小村雪岱展/竹内栖鳳展

白黒イラスト素材【シルエットAC】
JUGEMテーマ:展覧会

友人達と展覧会めぐり…
久しぶりに2つもハシゴした。
私は本当に日本美術に疎く……拙い文章になってしまうのだが。

大正・昭和のグラフィックデザイン 小村雪岱展

ニューオータニ美術館にて。
http://www.newotani.co.jp/group/museum/
~2012/11/25まで。

大正イマジュリィの世界 デザインとイラストレーションのモダーンズ』でも装丁が展示されていた小村雪岱の展覧会。
泉鏡花の装丁は外見がモダンなパターンで、内側が浮世絵という、粋なデザインだった。

小村雪岱展《見立寒山拾得》

それら凸版印刷なので、その緻密さ、手間を考えると感嘆してしまう。

当時の蔵書家が裕福な一部の識者に限られていたため、少部数で職人が手の込んだものを作れたそうだ。

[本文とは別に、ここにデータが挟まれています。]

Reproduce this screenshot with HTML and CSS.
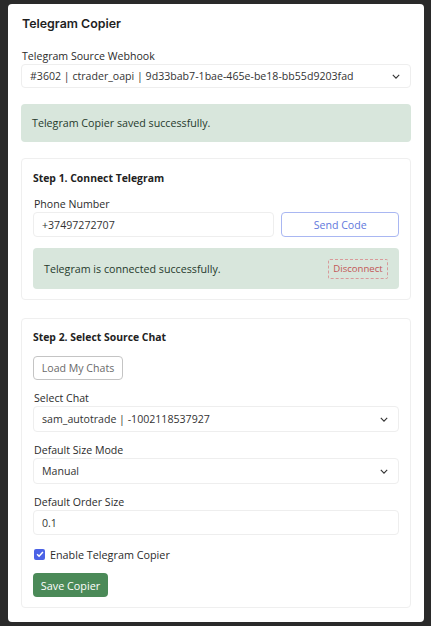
FILE: index.html
```html
<!DOCTYPE html>
<html>
<head>
<meta charset="utf-8">
<link rel="stylesheet" href="styles.css">
</head>
<body>
<div class="panel">
  <h1 class="title">Telegram Copier</h1>
  <div class="field top-field">
    <label class="label">Telegram Source Webhook</label>
    <div class="select"><span class="val">#3602 | ctrader_oapi | 9d33bab7-1bae-465e-be18-bb55d9203fad</span><svg class="chev" viewBox="0 0 10 6" width="8" height="5"><path d="M1 1l4 4 4-4" fill="none" stroke="#333" stroke-width="1.4"/></svg></div>
  </div>
  <div class="alert main-alert">Telegram Copier saved successfully.</div>

  <div class="card card1">
    <h2 class="card-title">Step 1. Connect Telegram</h2>
    <div class="field">
      <label class="label">Phone Number</label>
      <div class="row">
        <div class="input phone">+37497272707</div>
        <button class="btn btn-blue">Send Code</button>
      </div>
    </div>
    <div class="alert inner-alert">
      <span>Telegram is connected successfully.</span>
      <button class="btn btn-red">Disconnect</button>
    </div>
  </div>

  <div class="card card2">
    <h2 class="card-title">Step 2. Select Source Chat</h2>
    <div><button class="btn btn-grey">Load My Chats</button></div>
    <div class="field">
      <label class="label">Select Chat</label>
      <div class="select"><span class="val">sam_autotrade | -1002118537927</span><svg class="chev" viewBox="0 0 10 6" width="8" height="5"><path d="M1 1l4 4 4-4" fill="none" stroke="#333" stroke-width="1.4"/></svg></div>
    </div>
    <div class="field">
      <label class="label">Default Size Mode</label>
      <div class="select"><span class="val">Manual</span><svg class="chev" viewBox="0 0 10 6" width="8" height="5"><path d="M1 1l4 4 4-4" fill="none" stroke="#333" stroke-width="1.4"/></svg></div>
    </div>
    <div class="field">
      <label class="label">Default Order Size</label>
      <div class="input">0.1</div>
    </div>
    <label class="check-row">
      <span class="checkbox"><svg viewBox="0 0 12 12" width="10" height="10"><path d="M2.5 6.2l2.4 2.4 4.6-5" fill="none" stroke="#fff" stroke-width="1.8"/></svg></span>
      <span>Enable Telegram Copier</span>
    </label>
    <div><button class="btn btn-green">Save Copier</button></div>
  </div>
</div>
</body>
</html>
```

FILE: styles.css
```css
* { box-sizing: border-box; }
html, body { margin: 0; padding: 0; }
body {
  background: #2a2a2a;
  font-family: "Open Sans", "Noto Sans", sans-serif;
  color: #212529;
  font-size: 10.6px;
  padding: 4px 7px 4px 8px;
  height: 626px;
}
.panel {
  background: #fff;
  border-radius: 4px;
  width: 416px;
  height: 618px;
  padding: 10px 13px 14px 13px;
  display: flex;
  flex-direction: column;
}
.title {
  margin: 0 0 0 1px;
  font-family: "Inter", "Open Sans", sans-serif;
  font-weight: 600;
  font-size: 12.4px;
  line-height: 20px;
  color: #1f1f1f;
}
.top-field { margin-top: 14px; }
.field { display: flex; flex-direction: column; }
.label {
  font-size: 10.6px;
  line-height: 16px;
  color: #2b2b2b;
  padding-left: 1px;
}
.select, .input {
  height: 25px;
  border: 1px solid #eeeeee;
  border-radius: 4px;
  display: flex;
  align-items: center;
  padding: 0 8px;
  font-size: 10.6px;
  color: #333;
  background: #fff;
}
.card2 .select { height: 26px; }
.val { flex: 1; }
.select { padding-right: 10px; }
.top-field .select { height: 24px; }
.chev { flex: none; display: block; }
.alert {
  background: #d8e6dc;
  border-radius: 4px;
  color: #263a2c;
  font-size: 10.7px;
  display: flex;
  align-items: center;
}
.main-alert {
  margin-top: 16px;
  height: 38px;
  padding: 0 11px;
}
.card {
  border: 1px solid #efefef;
  border-radius: 4px;
  padding: 10px 11px;
  display: flex;
  flex-direction: column;
}
.card1 { margin-top: 16px; height: 142px; }
.card2 { margin-top: 18px; height: 290px; gap: 10px; padding-top: 9px; }
.card-title {
  margin: 0;
  font-size: 10.4px;
  font-weight: 700;
  line-height: 18px;
  color: #222;
}
.card1 .field { margin-top: 9px; }
.row { display: flex; gap: 7px; }
.phone { width: 242px; height: 25px; }
.btn {
  font-family: "Open Sans", "Noto Sans", sans-serif;
  font-size: 10.6px;
  border-radius: 4px;
  background: #fff;
  cursor: pointer;
  padding: 0;
}
.btn-blue {
  width: 118px;
  height: 25px;
  border: 1px solid #a9b7f2;
  color: #6278dc;
}
.inner-alert {
  margin-top: 11px;
  height: 42px;
  padding: 0 11px 0 11px;
  justify-content: space-between;
}
.btn-red {
  height: 20px;
  width: 60px;
  border: 1px dashed #d89a9a;
  color: #c25656;
  background: transparent;
  font-size: 9.6px;
  border-radius: 2px;
}
.btn-grey {
  height: 24px;
  width: 90px;
  border: 1px solid #c4c4c4;
  color: #6a6a6a;
}
.check-row {
  display: flex;
  align-items: center;
  gap: 5px;
  height: 16px;
  margin-top: 1px;
  font-size: 10.8px;
  color: #2b2b2b;
}
.checkbox {
  width: 11px;
  height: 11px;
  border-radius: 2px;
  background: #4b62e6;
  display: flex;
  align-items: center;
  justify-content: center;
  margin-left: 1px;
}
.btn-green {
  height: 24px;
  width: 75px;
  border: none;
  background: #4b8a58;
  color: #fff;
  font-size: 10.8px;
  margin-top: 1px;
}
```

紙は変色し、茶色になってしまっているが、それが当時白かったことを考えると、実に上品な色味であった事を想像する。
白地に紺の縞模様、差し色に赤という。

今でも十分通用するデザインだと思った。

内側の浮世絵は、直線的な構成、建物の遠近感のあるものが美しかった。

それは舞台美術にも表れていた気がする。
手がけた舞台の横長の下絵は絵単体として見ても美しかった。
私はその横長の構図がオペラのそれと異なる事にも関心を持った。

竹内栖鳳 ――京都画壇の画家たち

恵比寿・山種美術館にて。
http://www.yamatane-museum.jp/
~2012/11/25まで。
日本画の中に、西洋美術の要素を取り入れながら描かれた写実的な動物たち。
詩的なタイトルも西洋美術の影響だろうか?

竹内栖鳳《斑猫》

竹内栖鳳《斑猫
会場入って直ぐに飾られた重要文化財。
「徽宗皇帝の猫がいる」と言って譲り受けた猫の絵は、魔力があるようだった。金泥の地に描かれた猫のポーズは独特で、その眼光は人を惹きつける。
猫の写真が横にパネル展示されていたが、写真からもその毛並みの良さが分かった。確かに画家に霊感を与える存在だったようだ。

竹内栖鳳《緑池》

竹内栖鳳《緑池
水面の青、銀色に薄く輝く地が水をよく表現していた。
今にも泳ぎだして、画面の外に行ってしまうのではないかと想像してしまう。

竹内栖鳳《絵になる最初》

竹内栖鳳《絵になる最初
この有名な絵。
モデルの着物を脱ぐ時の恥らった瞬間を描いたもの。首筋や腕、紺色の着物と白い肌の色の明暗が、より官能さを引き立てていると思った。
この絵にちなんで作られた着物「栖鳳絣」も展示。
モダンな柄がお洒落だった。

関連作品として竹内栖鳳の後任、上村松園、村上華岳らの作品が展示。
その中で一番気になったのは村上華岳《裸婦図

村上華岳《裸婦図》

仏画を思わせる描画。しかし顔には《モナ・リザ》にも通じる微笑とアングルがある。
艶めかしい雰囲気というより、宗教的なもの天女のような雰囲気が独特で、プラトニックなもの。

全体的に力の入った展覧会だった。